With more boldness than U.S. medical authorities have shown, the Russians took up the vaccine made from live (but weakened) virus by Russian-born Dr. Albert Sabin, now at the University of Cincinnati (TIME, March 16), made it themselves. They have given it to almost 12 million children under 15, of whom an estimated 2,500,000 were susceptible to polio. The rest served as a check on the vaccine’s safety. Most urgent was the fear, still held in some U.S. and British circles, that while multiplying in vaccinated children’s digestive tracts and spreading to siblings or schoolmates and multiplying again, the virus might mutate and regain its power to cause paralysis. Not so, said Dr. Smorodintsev, emphatically: in elaborate tests of both vaccinated and contact children, there has been no sign of reversion to type.

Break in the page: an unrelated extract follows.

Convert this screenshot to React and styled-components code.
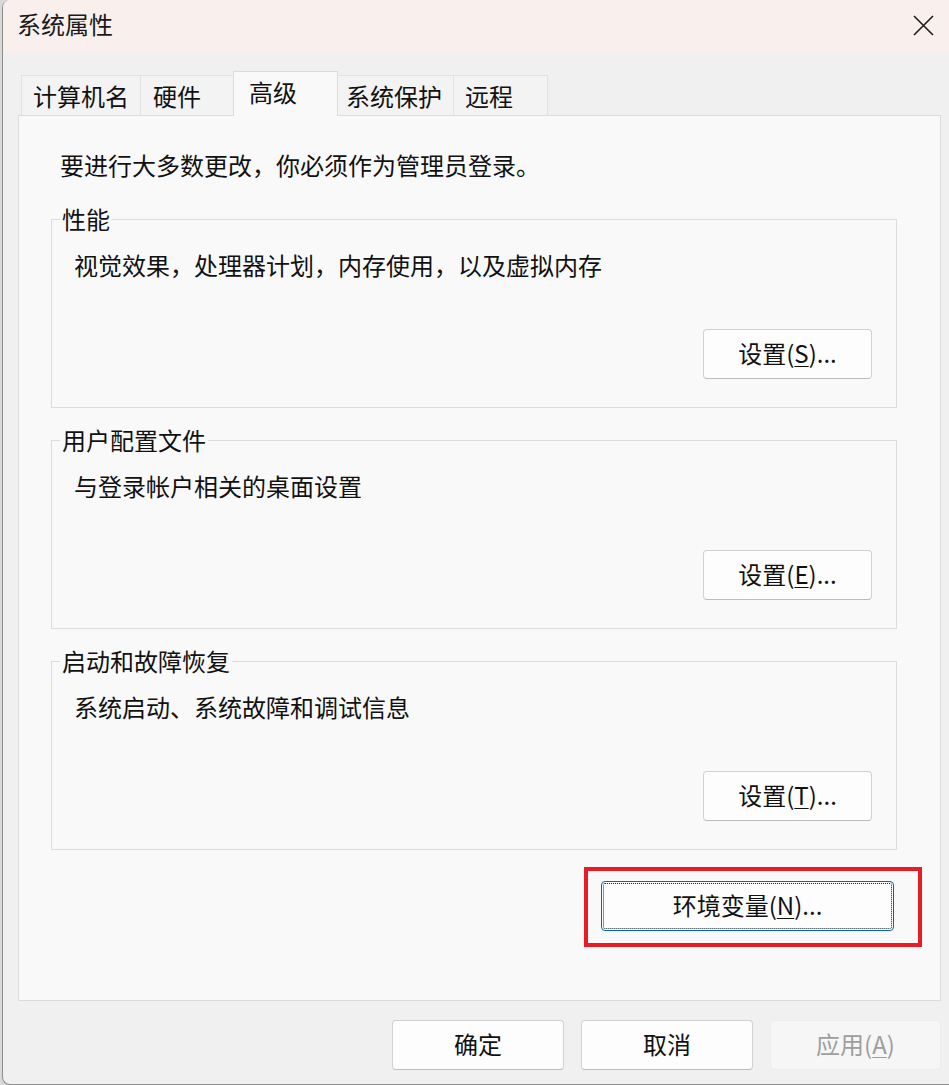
import React from "react";
import styled, { createGlobalStyle } from "styled-components";

const font_stack = `"Noto Sans CJK SC", "Noto Sans", "Liberation Sans", sans-serif`;

const GlobalStyle = createGlobalStyle`
  html, body {
    margin: 0;
    padding: 0;
    background: #d9d9d9;
  }
  body {
    font-family: ${font_stack};
  }
`;

const Window = styled.div`
  box-sizing: border-box;
  margin-left: 2px;
  width: 947px;
  height: 1085px;
  border-left: 1px solid #8e8e8e;
  border-bottom: 1px solid #8e8e8e;
  border-radius: 8px 0 0 8px;
  overflow: hidden;
  background: #f0f0f0;
  display: flex;
  flex-direction: column;
  color: #1a1a1a;
  font-size: 24px;
`;

const TitleBar = styled.div`
  height: 53px;
  flex-shrink: 0;
  box-sizing: border-box;
  background: #f9f0ee;
  display: flex;
  align-items: center;
  justify-content: space-between;
  padding: 0 15px 5px 14px;
`;

const Title = styled.div`
  font-size: 24px;
  line-height: 32px;
`;

const CloseButton = styled.div`
  width: 21px;
  height: 21px;
  display: flex;
  margin-top: 3px;
`;

const Body = styled.div`
  padding: 17px 8px 0 15px;
  display: flex;
  flex-direction: column;
`;

const TabStrip = styled.div`
  display: flex;
  align-items: flex-end;
  height: 45px;
  padding-left: 3px;
`;

const Tab = styled.div`
  box-sizing: border-box;
  width: ${({ w }) => w}px;
  height: ${({ active }) => (active ? 45 : 40)}px;
  margin-left: ${({ first }) => (first ? 0 : -1)}px;
  margin-bottom: ${({ active }) => (active ? -1 : 0)}px;
  padding-left: ${({ pad }) => pad}px;
  padding-top: ${({ active }) => (active ? 0 : 1)}px;
  padding-bottom: ${({ active }) => (active ? 4 : 0)}px;
  display: flex;
  align-items: center;
  border: 1px solid ${({ active }) => (active ? "#dcdcdc" : "#e2e2e2")};
  border-bottom: none;
  background: ${({ active }) => (active ? "#f9f9f9" : "#f3f3f3")};
  position: relative;
  z-index: ${({ active }) => (active ? 1 : 0)};
  font-size: 24px;
  line-height: 32px;
  color: #111;
  white-space: nowrap;
`;

const Panel = styled.div`
  box-sizing: border-box;
  height: 886px;
  background: #f9f9f9;
  border: 1px solid #dcdcdc;
  display: flex;
  flex-direction: column;
`;

const Notice = styled.div`
  margin: 33px 0 0 41px;
  line-height: 32px;
  color: #111;
`;

const GroupList = styled.div`
  display: flex;
  flex-direction: column;
  gap: 16px;
  margin: 22px 43px 0 32px;
`;

const GroupBox = styled.fieldset`
  margin: 0;
  padding: 0;
  border: 1px solid #dcdcdc;
  min-width: 0;
`;

const GroupLabel = styled.legend`
  margin-left: 8px;
  padding: 0 2px;
  line-height: 32px;
  font-size: 24px;
  color: #111;
`;

const GroupBody = styled.div`
  padding: 14px 24px 28px 22px;
  display: flex;
  flex-direction: column;
`;

const GroupText = styled.div`
  line-height: 32px;
  color: #111;
`;

const ButtonRow = styled.div`
  display: flex;
  justify-content: flex-end;
  margin-top: ${({ top }) => top || 0}px;
`;

const Button = styled.button`
  box-sizing: border-box;
  width: ${({ w }) => w}px;
  height: 50px;
  padding: 0 0 2px;
  border-radius: 4px;
  border: 1px solid #d1d1d1;
  border-bottom-color: #bcbcbc;
  background: #fdfdfd;
  font-family: ${font_stack};
  font-size: 24px;
  line-height: 32px;
  color: #111;
  display: flex;
  align-items: center;
  justify-content: center;

  &:disabled {
    background: #f6f6f6;
    border-color: #ececec;
    color: #9e9e9e;
  }
`;

const FocusButton = styled(Button)`
  border: 1px solid #0067c0;
  outline: 1px dotted #222;
  outline-offset: -3px;
`;

const Key = styled.u`
  text-decoration-thickness: 1px;
  text-underline-offset: 3px;
`;

const Highlight = styled.div`
  box-sizing: border-box;
  width: 338px;
  height: 80px;
  border: 4px solid #e81c24;
  padding: 10px 0 0 13px;
`;

const EnvRow = styled.div`
  display: flex;
  justify-content: flex-end;
  margin: 17px 18px 0 0;
`;

const Footer = styled.div`
  display: flex;
  justify-content: flex-end;
  gap: 17px;
  padding-top: 19px;
`;

const tabs = [
  { label: "计算机名", w: 120, pad: 11 },
  { label: "硬件", w: 94, pad: 12 },
  { label: "高级", w: 105, pad: 15, active: true },
  { label: "系统保护", w: 117, pad: 8 },
  { label: "远程", w: 95, pad: 11 },
];

const groups = [
  { label: "性能", text: "视觉效果，处理器计划，内存使用，以及虚拟内存", key: "S" },
  { label: "用户配置文件", text: "与登录帐户相关的桌面设置", key: "E" },
  { label: "启动和故障恢复", text: "系统启动、系统故障和调试信息", key: "T" },
];

function CloseIcon() {
  return (
    <svg width="21" height="21" viewBox="0 0 21 21">
      <path d="M1 1 L20 20 M20 1 L1 20" stroke="#1b1b1b" strokeWidth="1.6" fill="none" />
    </svg>
  );
}

export default function App() {
  return (
    <>
      <GlobalStyle />
      <Window>
        <TitleBar>
          <Title>系统属性</Title>
          <CloseButton>
            <CloseIcon />
          </CloseButton>
        </TitleBar>
        <Body>
          <TabStrip>
            {tabs.map((tab, index) => (
              <Tab key={tab.label} w={tab.w} pad={tab.pad} active={tab.active} first={index === 0}>
                {tab.label}
              </Tab>
            ))}
          </TabStrip>
          <Panel>
            <Notice>要进行大多数更改，你必须作为管理员登录。</Notice>
            <GroupList>
              {groups.map((group) => (
                <GroupBox key={group.label}>
                  <GroupLabel>{group.label}</GroupLabel>
                  <GroupBody>
                    <GroupText>{group.text}</GroupText>
                    <ButtonRow top={48}>
                      <Button w={169}>
                        设置(<Key>{group.key}</Key>)...
                      </Button>
                    </ButtonRow>
                  </GroupBody>
                </GroupBox>
              ))}
            </GroupList>
            <EnvRow>
              <Highlight>
                <FocusButton w={293}>
                  环境变量(<Key>N</Key>)...
                </FocusButton>
              </Highlight>
            </EnvRow>
          </Panel>
          <Footer>
            <Button w={172}>确定</Button>
            <Button w={172}>取消</Button>
            <Button w={171} disabled>
              应用(<Key>A</Key>)
            </Button>
          </Footer>
        </Body>
      </Window>
    </>
  );
}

The Soviets’ domestic aim, he proclaimed, is “to eliminate virulent polio viruses by the rapid production of hundreds of millions of resistant intestinal tracts so that these dangerous strains will have no place to multiply.” The international aim: “I would be delighted if [our experience] could provoke interest in the U.S. in live-virus vaccine as the most successful immunizing agent against polio.”
Soviet Progress. Dr. Smorodintsev also described a live-virus vaccine against influenza, made by taking weak laboratory strains and letting them multiply in the respiratory tracts of human volunteers (unidentified). Unlike the polio viruses, these regain some of their former potency, and the final vaccine is too dangerous for children under ten; it gives them a feverish illness like flu itself. But adults get two small doses, one against Asian A and the other against Type B flu, squirted into their nostrils with an atomizer. The Leningrad-made vaccine falls short, Dr. Smorodintsev conceded, because it protects only a half to two-thirds of the vaccinated against flu. But that, he noted, is a great gain against a disease which has laid low from one-quarter to one-half of the people in a community.
Biggest jolt to U.S. complacency came when Dr. Smorodintsev reported that his research team had developed a live-virus vaccine against mumps. It has caused no ill effects, he declared, and has protected 90% of 35,000 children in a three-year trial. And he indicated that U.S. laboratories had better look to their laurels in another field: his Soviet colleagues are hot on the trail of a live-virus vaccine against measles, following a method devised by Harvard University’s Dr. Enders. The U.S. product has not yet been widely tested.